Results and discussion: Studying of the morphology of microcapsules revealed that size of capsules produced with pectin (430 nm) is smaller than gum Arabic (760 nm) stabilized capsules and its surface charge is higher. The Zeta potential of gum Arabic stabilized microcapsules was -18 meV but it was equal to -28.6 meV for pectin stabilized samples, revealing the higher stability of pectin microcapsules in comparison to gum Arabic. The SEM images indicated that the homogenous microcapsules are produced by both of biopolymers but the uniform dispersion of pectin microcapsules was higher than gum Arabic. Results of the apple juice fortification indicated that the addition of microcapsules or free zinc had no significant effect on pH, acidity and formalin index of apple juice. These parameters were in the standard range of fruit beverages. This is an important factor for a fortified food that its characteristics are similar to the pure and non-fortified food (Younas et al., 2014). Effect of gum Arabic stabilized microcapsules on turbidity of apple juice was more than pectin-zinc microcapsules. Higher molecular weight and lower purity of gum Arabic in comparison to pectin was the reasons of this observation. On the other hand, gum Arabic enhanced the color index of apple juice but pectin had no effect. Addition of microcapsules increased the viscosity of juice and the effect of gum Arabic was more than pectin. Fortification of apple juice with microcapsules increased the psychrophilic counts during storage. This observation can be attributed to the cross contamination of microcapsules during production and storage of them. However, by a good heat processing of apple juice after fortification, this problem can be resolved. Also, the total acceptance of apple juice samples containing microcapsules had no significant difference with control sample.

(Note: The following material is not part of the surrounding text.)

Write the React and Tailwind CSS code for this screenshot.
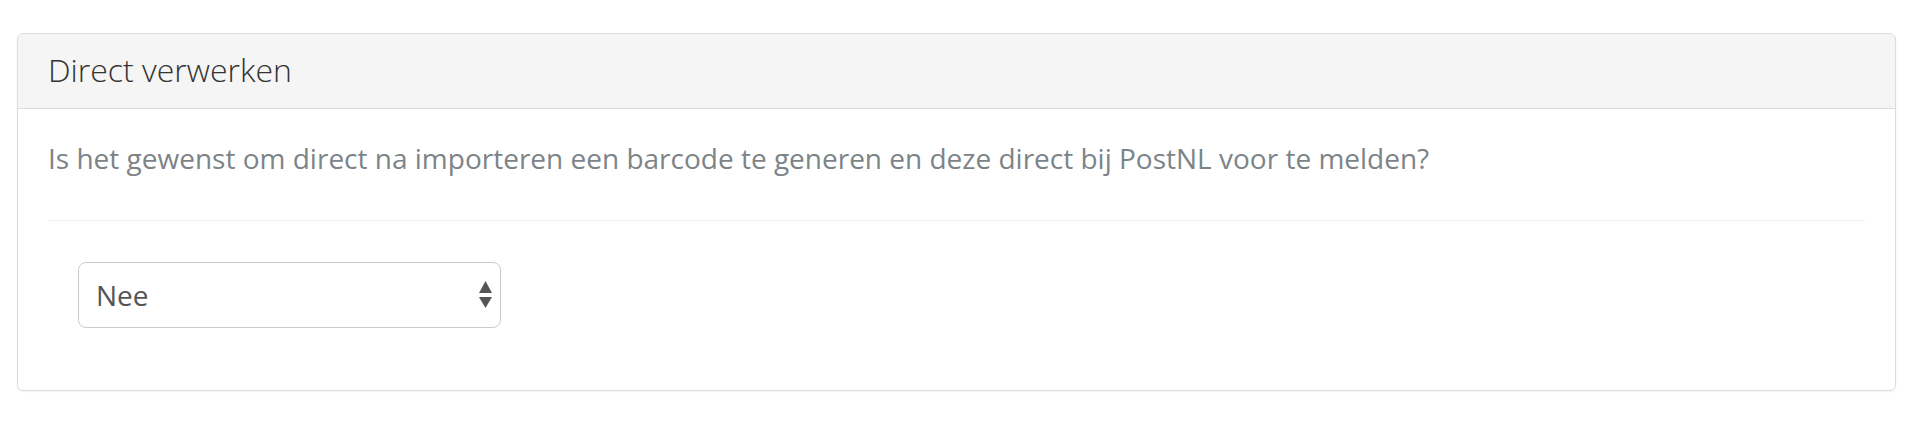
import React from "react";

export default function App() {
  return (
    <div className="w-[1914px] h-[428px] bg-white pt-[33px] pl-[17px] pr-[18px]" style={{ fontFamily: '"Open Sans", sans-serif' }}>
      <div className="border border-[#dcdcdc] rounded-[6px] shadow-[0_1px_2px_rgba(0,0,0,0.06)] overflow-hidden">
        <div className="bg-[#f5f5f5] border-b border-[#dcdcdc] px-[30px] pt-[18px] pb-[21px]">
          <h3 className="text-[32px] leading-[35px] font-light text-[#333]">Direct verwerken</h3>
        </div>
        <div className="px-[30px] pt-[29px] pb-[62px]">
          <p className="text-[28px] leading-[40px] text-[#7d8488]">
            Is het gewenst om direct na importeren een barcode te generen en deze direct bij PostNL voor te melden?
          </p>
          <div className="mt-[42px] mb-[41px] h-px bg-[#eeeeee]" />
          <div className="pl-[30px]">
            <div className="relative w-[423px] h-[66px]">
              <select
                className="appearance-none w-full h-full border border-[#cccccc] rounded-[8px] bg-white pl-[17px] pr-[40px] text-[28px] text-[#555] outline-none"
                style={{ fontFamily: '"Open Sans", sans-serif' }}
                defaultValue="Nee"
              >
                <option>Nee</option>
                <option>Ja</option>
              </select>
              <svg className="absolute right-[9px] top-[19px] pointer-events-none" width="13" height="27" viewBox="0 0 13 27">
                <polygon points="6.5,0 13,12 0,12" fill="#555" />
                <polygon points="0,16 13,16 6.5,27" fill="#555" />
              </svg>
            </div>
          </div>
        </div>
      </div>
    </div>
  );
}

At 60th day of storage the sample fortified with pectin stabilized microcapsules had the highest total acceptance storage. The consumer acceptability is the most important factor for designing of fortified foods. Because the fortification can adversely affect the acceptance of fortified food or beverage by consumers (Das and Green 2016).
Conclusion: This research revealed that the encapsulation of zinc with gum Arabic and pectin biopolymers is possible and these microcapsules had acceptable characteristics for using in food fortification. But the efficiency of pectin was more than gum Arabic and it was suggested as the best candidate for production of zinc microcapsules with spray drying method. The spry drying method was proposed as a suitable method for production of zinc loaded microcapsules by both of biopolymers. According to the results of the second stage, fortification of apple juice with zinc microcapsules had no significant effect on the most of physical and chemical properties of beverage and thus the fabricated microcapsules can be used in food and beverage fortification. Generally, the results indicated that a new fortified product could be produced by incorporation of zinc coated microcapsules to apple juice without any altering in its physicochemical properties. The lower changes in the physicochemical characteristics of apple juice after incorporation of zinc microcapsules was the best achievement of this research. This product can be proposed to food and beverage companies as a new fortified product for zinc supplying and increasing of the absorption of this element with consumers. However, it should be noted that a comprehensive research is required for determining the bioavailability of zinc micronutrient in the fortified beverages and in the different consumers regarding their age and gender. Further studies on the bioavailability of encapsulated zinc and its release profile in gastrointestinal simulants are suggested to complete this research.